Support and Maintenance: Ongoing Requirements

Neither framework is a one-time implementation. Both require sustained operational attention — and the maintenance demands differ.

Governance maintenance is largely automatable. Access reviews, data quality checks, audit log analysis, and retention policy enforcement can be built into automated workflows that run on schedule without manual intervention. The recurring human judgment requirement is primarily for exception handling and policy updates when systems change.

Ethics maintenance requires recurring human judgment that cannot be fully automated. Bias audits require analytical expertise and interpretive judgment. Fairness assessments require context — the same disparity ratio in two different organizational contexts may warrant different responses. Employee-facing transparency communications require deliberate communication design, not just data output.

The questions executives must ask about HR performance data provide a useful checklist for maintaining both governance and ethics standards in quarterly business reviews.

The Verdict: Build Both, Sequence by Risk

HR data governance and HR data ethics are not competing frameworks. They are complementary layers of an HR data strategy that is both reliable and responsible. Governance makes the data trustworthy. Ethics makes the decisions defensible.

The sequencing rule is simple: build governance first if your data infrastructure is immature — you cannot run bias audits on data you cannot trust. Build ethics controls in parallel if your organization is already deploying AI or automated decision tools in HR — governance alone will not protect you from algorithmic discrimination at scale.

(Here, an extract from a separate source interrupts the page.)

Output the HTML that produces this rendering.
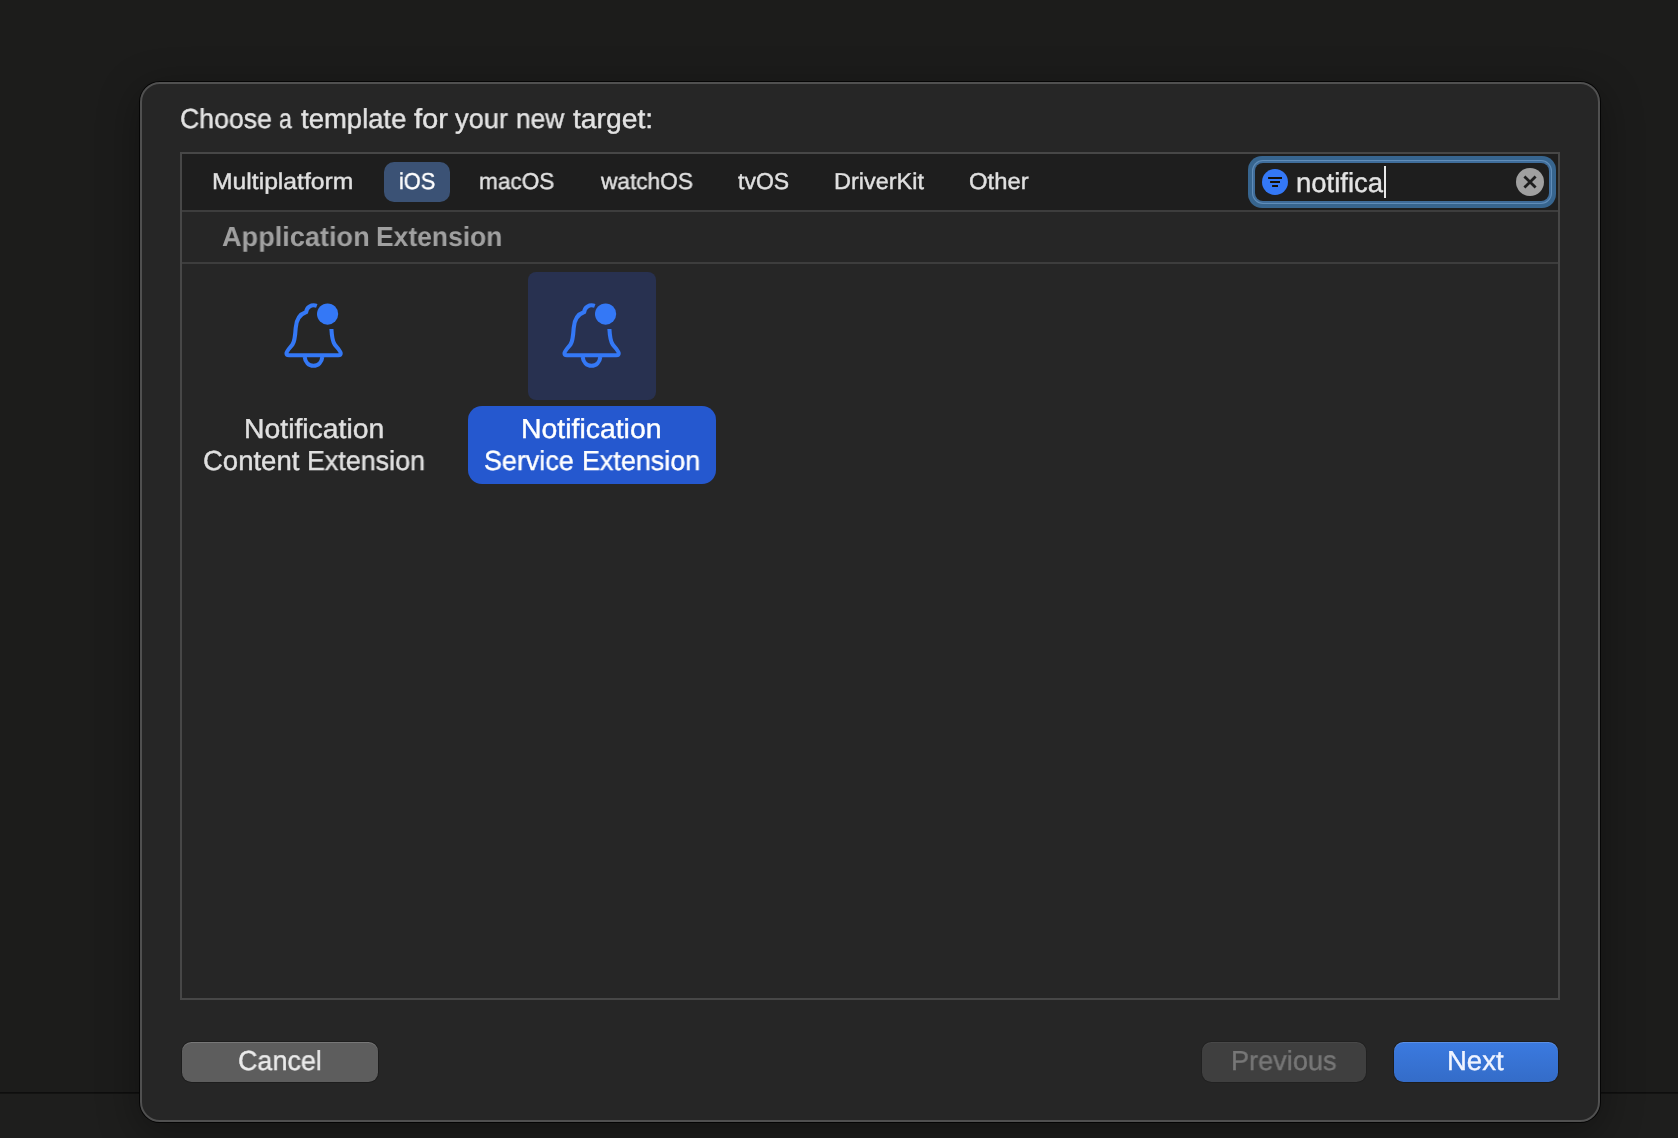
<!DOCTYPE html>
<html><head><meta charset="utf-8">
<style>
*{margin:0;padding:0;box-sizing:border-box}
html,body{width:1678px;height:1138px;overflow:hidden;background:#1c1c1b;font-family:"Liberation Sans",sans-serif;color:#e6e6e6}
.abs{position:absolute}
.w{position:absolute;white-space:nowrap;transform-origin:0 0;display:block;line-height:1;text-rendering:geometricPrecision;will-change:transform;-webkit-text-stroke:0.4px currentColor}
#bgline{left:0;top:1092px;width:1678px;height:2px;background:linear-gradient(#0e0e0e 50%,#131312 50%)}
#bgbot{left:0;top:1094px;width:1678px;height:44px;background:#1e1e1d}
#dlg{left:139px;top:81px;width:1462px;height:1042px;border-radius:21px;background:#050505;box-shadow:0 10px 40px 2px rgba(0,0,0,.32)}
#dlg2{left:140px;top:82px;width:1460px;height:1040px;border-radius:20px;background:#262626;border:2px solid #505050}
#title{left:181px;top:103px;font-size:26px;line-height:32px;white-space:nowrap;color:#e4e4e4}
#panel{left:180px;top:152px;width:1380px;height:848px;border:2px solid #474747;background:#262626}
#tabbar{left:182px;top:154px;width:1376px;height:56px;background:#1e1e1e}
#div1{left:182px;top:210px;width:1376px;height:2px;background:#3d3d3d}
#div2{left:182px;top:262px;width:1376px;height:2px;background:#3d3d3d}
.tab{top:166px;font-size:24px;line-height:30px;white-space:nowrap;color:#e2e2e2}
#pill{left:384px;top:162px;width:66px;height:40px;border-radius:10px;background:#3b5275}
#sect{left:223px;top:221px;font-size:26px;line-height:32px;font-weight:bold;color:#9b9b9b;white-space:nowrap}
#ring{left:1248px;top:156px;width:308px;height:52px;border-radius:14px;background:#37658f}
#ring2{left:1252px;top:160px;width:300px;height:44px;border-radius:11px;background:#608db9}
#ring3{left:1253px;top:161px;width:298px;height:42px;border-radius:10px;background:#3f6d9b}
#field{left:1255px;top:163px;width:294px;height:38px;border-radius:8px;background:#1e1e1e}
#ficon{left:1262px;top:169px;width:26px;height:26px;border-radius:13px;background:#3478f6}
#stext{left:1297px;top:166px;font-size:26px;line-height:32px;color:#e4e4e4;white-space:nowrap}
#caret{left:1384px;top:166px;width:2px;height:32px;background:#e8e8e8}
#clear{left:1516px;top:168px;width:28px;height:28px;border-radius:14px;background:#a0a0a0}
.lbl{font-size:26px;line-height:32px;text-align:center;white-space:nowrap;color:#e2e2e2}
#selicon{left:528px;top:272px;width:128px;height:128px;border-radius:8px;background:#283150}
#sellbl{left:468px;top:406px;width:248px;height:78px;border-radius:14px;background:#2558cf}
.btn{top:1042px;height:40px;border-radius:9.5px;box-shadow:0 0 0 1px rgba(0,0,0,.22),inset 0 1px 0 rgba(255,255,255,.16)}
#cancel{left:182px;width:196px;background:#5d5d5d}
#prev{left:1202px;width:164px;background:#3f3f3f;box-shadow:0 0 0 1px rgba(0,0,0,.12),inset 0 1px 0 rgba(255,255,255,.05)}
#next{left:1394px;width:164px;background:linear-gradient(#3b7ae0,#346cc8)}
</style></head><body>
<div class="abs" id="bgline"></div><div class="abs" id="bgbot"></div>
<div class="abs" id="dlg"></div><div class="abs" id="dlg2"></div>
<div class="abs" id="panel"></div>
<div class="abs" id="tabbar"></div><div class="abs" id="div1"></div><div class="abs" id="div2"></div>
<div class="abs" id="pill"></div>
<div class="abs" id="ring"></div><div class="abs" id="ring2"></div><div class="abs" id="ring3"></div><div class="abs" id="field"></div>
<div class="abs" id="ficon"><svg width="26" height="26" viewBox="0 0 26 26"><g stroke="#140f06" stroke-width="1.900"><path d="M6.100 9h13.900M8.100 13.050h9.900M10.100 17h5.900"/></g></svg></div>
<div class="abs" id="caret"></div>
<div class="abs" id="clear"><svg width="28" height="28" viewBox="0 0 28 28"><path d="M8.4 8.4l11.200 11.200M19.600 8.400l-11.200 11.200" stroke="#1e1e1e" stroke-width="2.8"/></svg></div>

<div class="abs" id="selicon"></div><div class="abs" id="sellbl"></div>
<svg class="abs" id="bell1" style="left:260px;top:290px" width="110" height="90" viewBox="0 0 110 90"><use href="#bell"/></svg>
<svg class="abs" id="bell2" style="left:538px;top:290px" width="110" height="90" viewBox="0 0 110 90"><use href="#bell"/></svg>
<svg width="0" height="0" style="position:absolute"><defs><g id="bell" fill="none" stroke="#3478f6" stroke-width="4.100" stroke-linecap="butt" stroke-linejoin="round">
<path d="M56.800 15.900c-5.400-1.900-10.300 1.300-10.600 6.100c-6.5 2.2-10 8-10.5 16c-.5 8-1 13.500-3.200 16.500c-2.500 3.400-6 6.500-6 8.800c0 1.300 .8 2 2.300 2h49.600c1.500 0 2.300-.7 2.300-2c0-2.300-3.500-5.400-6-8.800c-2.200-3-2.900-8.500-3.300-15.500"/>
<path d="M44.700 67c.5 5 4 8.800 8.800 8.800s8.300-3.800 8.800-8.800"/>
<circle cx="67.600" cy="24.100" r="10.600" fill="#3478f6" stroke="none"/></g></defs></svg>

<div class="abs btn" id="cancel"></div>
<div class="abs btn" id="prev"></div>
<div class="abs btn" id="next"></div>
<span class="w" style="left:179.73px;top:105.00px;font-size:27.5px;font-weight:400;color:#e3e3e3;transform:scaleX(0.9691)">Choose</span>
<span class="w" style="left:279.17px;top:105.00px;font-size:27.5px;font-weight:400;color:#e3e3e3;transform:scaleX(0.8333)">a</span>
<span class="w" style="left:301.10px;top:105.00px;font-size:27.5px;font-weight:400;color:#e3e3e3;transform:scaleX(0.9983)">template</span>
<span class="w" style="left:413.90px;top:105.00px;font-size:27.5px;font-weight:400;color:#e3e3e3;transform:scaleX(1.0615)">for</span>
<span class="w" style="left:455.00px;top:105.00px;font-size:27.5px;font-weight:400;color:#e3e3e3;transform:scaleX(0.9918)">your</span>
<span class="w" style="left:515.84px;top:105.00px;font-size:27.5px;font-weight:400;color:#e3e3e3;transform:scaleX(0.9559)">new</span>
<span class="w" style="left:572.90px;top:105.00px;font-size:27.5px;font-weight:400;color:#e3e3e3;transform:scaleX(1.0285)">target:</span>
<span class="w" style="left:211.93px;top:170.00px;font-size:23px;font-weight:400;color:#e0e0e0;transform:scaleX(1.0735)">Multiplatform</span>
<span class="w" style="left:479.42px;top:170.00px;font-size:23px;font-weight:400;color:#e0e0e0;transform:scaleX(0.9822)">macOS</span>
<span class="w" style="left:601.49px;top:170.00px;font-size:23px;font-weight:400;color:#e0e0e0;transform:scaleX(0.9854)">watchOS</span>
<span class="w" style="left:738.40px;top:170.00px;font-size:23px;font-weight:400;color:#e0e0e0;transform:scaleX(1.0004)">tvOS</span>
<span class="w" style="left:834.28px;top:170.00px;font-size:23px;font-weight:400;color:#e0e0e0;transform:scaleX(1.0207)">DriverKit</span>
<span class="w" style="left:969.36px;top:170.00px;font-size:23px;font-weight:400;color:#e0e0e0;transform:scaleX(1.0358)">Other</span>
<span class="w" style="left:398.55px;top:170.00px;font-size:23px;font-weight:400;color:#ffffff;transform:scaleX(0.9459)">iOS</span>
<span class="w" style="left:221.60px;top:223.00px;font-size:27.5px;font-weight:700;color:#a0a0a0;-webkit-text-stroke:0;transform:scaleX(0.9864)">Application</span>
<span class="w" style="left:376.24px;top:223.00px;font-size:27.5px;font-weight:700;color:#a0a0a0;-webkit-text-stroke:0;transform:scaleX(0.9620)">Extension</span>
<span class="w" style="left:1296.30px;top:169.00px;font-size:27.5px;font-weight:400;color:#e3e3e3;transform:scaleX(0.9961)">notifica</span>
<span class="w" style="left:243.54px;top:415.00px;font-size:27.5px;font-weight:400;color:#e0e0e0;transform:scaleX(1.0313)">Notification</span>
<span class="w" style="left:202.90px;top:447.00px;font-size:27.5px;font-weight:400;color:#e0e0e0;transform:scaleX(0.9950)">Content</span>
<span class="w" style="left:306.75px;top:447.00px;font-size:27.5px;font-weight:400;color:#e0e0e0;transform:scaleX(0.9772)">Extension</span>
<span class="w" style="left:521.43px;top:415.00px;font-size:27.5px;font-weight:400;color:#ffffff;transform:scaleX(1.0328)">Notification</span>
<span class="w" style="left:484.32px;top:447.00px;font-size:27.5px;font-weight:400;color:#ffffff;transform:scaleX(0.9778)">Service</span>
<span class="w" style="left:581.54px;top:447.00px;font-size:27.5px;font-weight:400;color:#ffffff;transform:scaleX(0.9789)">Extension</span>
<span class="w" style="left:237.82px;top:1047.00px;font-size:27.5px;font-weight:400;color:#ebebeb;transform:scaleX(0.9785)">Cancel</span>
<span class="w" style="left:1230.63px;top:1047.00px;font-size:27.5px;font-weight:400;color:#777777;transform:scaleX(0.9862)">Previous</span>
<span class="w" style="left:1446.80px;top:1047.00px;font-size:27.5px;font-weight:400;color:#f0f4ff;transform:scaleX(0.9981)">Next</span>
</body></html>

The executives who are ahead of this curve are not waiting for a discrimination lawsuit or a regulatory audit to force the conversation. They are treating both frameworks as infrastructure investments that reduce risk, accelerate decisions, and build the employee trust that drives retention. That is the foundation the mastery of HR data for strategic advantage requires — and exactly what AI-powered HR analytics that supports executive decisions must be built on top of.